INSTRUCTIONS TO FOLLOW
Write out each line exactly as it stands, please.

[Interface markup and scripts]
----------------
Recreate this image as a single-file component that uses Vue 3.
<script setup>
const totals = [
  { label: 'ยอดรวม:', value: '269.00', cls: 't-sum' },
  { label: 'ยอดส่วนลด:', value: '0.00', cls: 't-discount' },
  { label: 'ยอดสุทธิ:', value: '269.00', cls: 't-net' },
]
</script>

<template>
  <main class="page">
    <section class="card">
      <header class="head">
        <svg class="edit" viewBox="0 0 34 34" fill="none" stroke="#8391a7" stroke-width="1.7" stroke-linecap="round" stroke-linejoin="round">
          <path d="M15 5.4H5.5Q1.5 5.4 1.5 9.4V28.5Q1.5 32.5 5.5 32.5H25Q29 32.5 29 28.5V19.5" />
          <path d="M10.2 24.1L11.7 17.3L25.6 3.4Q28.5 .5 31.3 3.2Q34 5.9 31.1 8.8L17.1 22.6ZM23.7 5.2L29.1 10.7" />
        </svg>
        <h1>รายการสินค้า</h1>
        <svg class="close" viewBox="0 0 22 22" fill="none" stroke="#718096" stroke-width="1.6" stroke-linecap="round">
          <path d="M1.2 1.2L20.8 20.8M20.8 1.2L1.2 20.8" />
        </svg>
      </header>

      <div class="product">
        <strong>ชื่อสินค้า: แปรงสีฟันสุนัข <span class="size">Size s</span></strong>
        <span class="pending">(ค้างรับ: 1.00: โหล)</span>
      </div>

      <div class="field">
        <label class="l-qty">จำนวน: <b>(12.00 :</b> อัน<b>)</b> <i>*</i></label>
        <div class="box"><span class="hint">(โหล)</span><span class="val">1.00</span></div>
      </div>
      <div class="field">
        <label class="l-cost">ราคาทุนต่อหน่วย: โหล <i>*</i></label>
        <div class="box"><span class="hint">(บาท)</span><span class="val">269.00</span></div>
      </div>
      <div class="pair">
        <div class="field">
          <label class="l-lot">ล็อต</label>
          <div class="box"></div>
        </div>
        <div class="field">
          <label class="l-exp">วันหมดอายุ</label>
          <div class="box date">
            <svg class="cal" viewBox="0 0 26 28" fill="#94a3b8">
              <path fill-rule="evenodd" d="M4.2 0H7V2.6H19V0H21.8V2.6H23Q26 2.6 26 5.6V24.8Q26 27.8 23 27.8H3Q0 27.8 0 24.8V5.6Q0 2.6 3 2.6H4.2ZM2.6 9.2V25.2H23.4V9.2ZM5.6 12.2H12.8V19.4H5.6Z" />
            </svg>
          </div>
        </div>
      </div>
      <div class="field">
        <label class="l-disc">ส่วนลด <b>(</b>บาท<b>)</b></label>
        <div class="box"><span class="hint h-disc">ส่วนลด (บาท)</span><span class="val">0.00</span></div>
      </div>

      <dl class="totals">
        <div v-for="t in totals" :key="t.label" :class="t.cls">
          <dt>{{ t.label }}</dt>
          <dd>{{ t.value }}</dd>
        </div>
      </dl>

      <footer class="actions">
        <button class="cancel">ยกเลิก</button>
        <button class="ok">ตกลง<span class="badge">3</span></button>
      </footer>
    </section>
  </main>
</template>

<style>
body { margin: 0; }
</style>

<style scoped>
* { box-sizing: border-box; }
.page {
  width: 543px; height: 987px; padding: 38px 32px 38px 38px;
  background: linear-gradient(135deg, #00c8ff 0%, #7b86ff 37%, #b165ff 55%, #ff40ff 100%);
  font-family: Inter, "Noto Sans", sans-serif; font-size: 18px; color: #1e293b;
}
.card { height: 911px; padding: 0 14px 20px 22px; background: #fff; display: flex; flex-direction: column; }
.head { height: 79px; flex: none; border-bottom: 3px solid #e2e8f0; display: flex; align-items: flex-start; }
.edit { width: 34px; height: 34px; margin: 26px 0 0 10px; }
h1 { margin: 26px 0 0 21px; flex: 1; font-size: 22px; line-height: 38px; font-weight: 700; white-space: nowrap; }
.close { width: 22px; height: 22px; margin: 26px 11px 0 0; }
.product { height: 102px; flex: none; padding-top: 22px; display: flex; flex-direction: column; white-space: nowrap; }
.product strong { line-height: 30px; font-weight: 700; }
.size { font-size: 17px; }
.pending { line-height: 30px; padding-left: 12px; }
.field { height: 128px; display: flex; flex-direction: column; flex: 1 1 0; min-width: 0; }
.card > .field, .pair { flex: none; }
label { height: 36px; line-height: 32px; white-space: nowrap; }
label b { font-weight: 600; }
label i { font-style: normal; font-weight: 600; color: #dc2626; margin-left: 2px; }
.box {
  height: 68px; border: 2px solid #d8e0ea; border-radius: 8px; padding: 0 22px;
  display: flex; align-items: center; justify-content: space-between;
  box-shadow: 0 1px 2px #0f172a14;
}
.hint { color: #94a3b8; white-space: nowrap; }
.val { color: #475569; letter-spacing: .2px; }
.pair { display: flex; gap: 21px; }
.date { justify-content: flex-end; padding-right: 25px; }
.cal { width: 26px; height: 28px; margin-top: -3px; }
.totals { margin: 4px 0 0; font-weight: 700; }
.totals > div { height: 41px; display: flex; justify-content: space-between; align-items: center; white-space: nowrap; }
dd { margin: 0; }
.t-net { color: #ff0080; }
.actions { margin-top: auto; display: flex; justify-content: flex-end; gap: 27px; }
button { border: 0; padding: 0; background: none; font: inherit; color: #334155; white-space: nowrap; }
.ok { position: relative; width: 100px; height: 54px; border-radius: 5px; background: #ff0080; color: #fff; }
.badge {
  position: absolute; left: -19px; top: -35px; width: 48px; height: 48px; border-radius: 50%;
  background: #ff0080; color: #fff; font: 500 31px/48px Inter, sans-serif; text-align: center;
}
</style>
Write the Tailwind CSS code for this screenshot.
----------------
REPLY
Recreate this image as a single-file component that uses Vue 3.
<script setup>
const totals = [
  { label: 'ยอดรวม:', value: '269.00', cls: 't-sum' },
  { label: 'ยอดส่วนลด:', value: '0.00', cls: 't-discount' },
  { label: 'ยอดสุทธิ:', value: '269.00', cls: 't-net' },
]
</script>

<template>
  <main class="page">
    <section class="card">
      <header class="head">
        <svg class="edit" viewBox="0 0 34 34" fill="none" stroke="#8391a7" stroke-width="1.7" stroke-linecap="round" stroke-linejoin="round">
          <path d="M15 5.4H5.5Q1.5 5.4 1.5 9.4V28.5Q1.5 32.5 5.5 32.5H25Q29 32.5 29 28.5V19.5" />
          <path d="M10.2 24.1L11.7 17.3L25.6 3.4Q28.5 .5 31.3 3.2Q34 5.9 31.1 8.8L17.1 22.6ZM23.7 5.2L29.1 10.7" />
        </svg>
        <h1>รายการสินค้า</h1>
        <svg class="close" viewBox="0 0 22 22" fill="none" stroke="#718096" stroke-width="1.6" stroke-linecap="round">
          <path d="M1.2 1.2L20.8 20.8M20.8 1.2L1.2 20.8" />
        </svg>
      </header>

      <div class="product">
        <strong>ชื่อสินค้า: แปรงสีฟันสุนัข <span class="size">Size s</span></strong>
        <span class="pending">(ค้างรับ: 1.00: โหล)</span>
      </div>

      <div class="field">
        <label class="l-qty">จำนวน: <b>(12.00 :</b> อัน<b>)</b> <i>*</i></label>
        <div class="box"><span class="hint">(โหล)</span><span class="val">1.00</span></div>
      </div>
      <div class="field">
        <label class="l-cost">ราคาทุนต่อหน่วย: โหล <i>*</i></label>
        <div class="box"><span class="hint">(บาท)</span><span class="val">269.00</span></div>
      </div>
      <div class="pair">
        <div class="field">
          <label class="l-lot">ล็อต</label>
          <div class="box"></div>
        </div>
        <div class="field">
          <label class="l-exp">วันหมดอายุ</label>
          <div class="box date">
            <svg class="cal" viewBox="0 0 26 28" fill="#94a3b8">
              <path fill-rule="evenodd" d="M4.2 0H7V2.6H19V0H21.8V2.6H23Q26 2.6 26 5.6V24.8Q26 27.8 23 27.8H3Q0 27.8 0 24.8V5.6Q0 2.6 3 2.6H4.2ZM2.6 9.2V25.2H23.4V9.2ZM5.6 12.2H12.8V19.4H5.6Z" />
            </svg>
          </div>
        </div>
      </div>
      <div class="field">
        <label class="l-disc">ส่วนลด <b>(</b>บาท<b>)</b></label>
        <div class="box"><span class="hint h-disc">ส่วนลด (บาท)</span><span class="val">0.00</span></div>
      </div>

      <dl class="totals">
        <div v-for="t in totals" :key="t.label" :class="t.cls">
          <dt>{{ t.label }}</dt>
          <dd>{{ t.value }}</dd>
        </div>
      </dl>

      <footer class="actions">
        <button class="cancel">ยกเลิก</button>
        <button class="ok">ตกลง<span class="badge">3</span></button>
      </footer>
    </section>
  </main>
</template>

<style>
body { margin: 0; }
</style>

<style scoped>
* { box-sizing: border-box; }
.page {
  width: 543px; height: 987px; padding: 38px 32px 38px 38px;
  background: linear-gradient(135deg, #00c8ff 0%, #7b86ff 37%, #b165ff 55%, #ff40ff 100%);
  font-family: Inter, "Noto Sans", sans-serif; font-size: 18px; color: #1e293b;
}
.card { height: 911px; padding: 0 14px 20px 22px; background: #fff; display: flex; flex-direction: column; }
.head { height: 79px; flex: none; border-bottom: 3px solid #e2e8f0; display: flex; align-items: flex-start; }
.edit { width: 34px; height: 34px; margin: 26px 0 0 10px; }
h1 { margin: 26px 0 0 21px; flex: 1; font-size: 22px; line-height: 38px; font-weight: 700; white-space: nowrap; }
.close { width: 22px; height: 22px; margin: 26px 11px 0 0; }
.product { height: 102px; flex: none; padding-top: 22px; display: flex; flex-direction: column; white-space: nowrap; }
.product strong { line-height: 30px; font-weight: 700; }
.size { font-size: 17px; }
.pending { line-height: 30px; padding-left: 12px; }
.field { height: 128px; display: flex; flex-direction: column; flex: 1 1 0; min-width: 0; }
.card > .field, .pair { flex: none; }
label { height: 36px; line-height: 32px; white-space: nowrap; }
label b { font-weight: 600; }
label i { font-style: normal; font-weight: 600; color: #dc2626; margin-left: 2px; }
.box {
  height: 68px; border: 2px solid #d8e0ea; border-radius: 8px; padding: 0 22px;
  display: flex; align-items: center; justify-content: space-between;
  box-shadow: 0 1px 2px #0f172a14;
}
.hint { color: #94a3b8; white-space: nowrap; }
.val { color: #475569; letter-spacing: .2px; }
.pair { display: flex; gap: 21px; }
.date { justify-content: flex-end; padding-right: 25px; }
.cal { width: 26px; height: 28px; margin-top: -3px; }
.totals { margin: 4px 0 0; font-weight: 700; }
.totals > div { height: 41px; display: flex; justify-content: space-between; align-items: center; white-space: nowrap; }
dd { margin: 0; }
.t-net { color: #ff0080; }
.actions { margin-top: auto; display: flex; justify-content: flex-end; gap: 27px; }
button { border: 0; padding: 0; background: none; font: inherit; color: #334155; white-space: nowrap; }
.ok { position: relative; width: 100px; height: 54px; border-radius: 5px; background: #ff0080; color: #fff; }
.badge {
  position: absolute; left: -19px; top: -35px; width: 48px; height: 48px; border-radius: 50%;
  background: #ff0080; color: #fff; font: 500 31px/48px Inter, sans-serif; text-align: center;
}
</style>
Write the Tailwind CSS code for this screenshot.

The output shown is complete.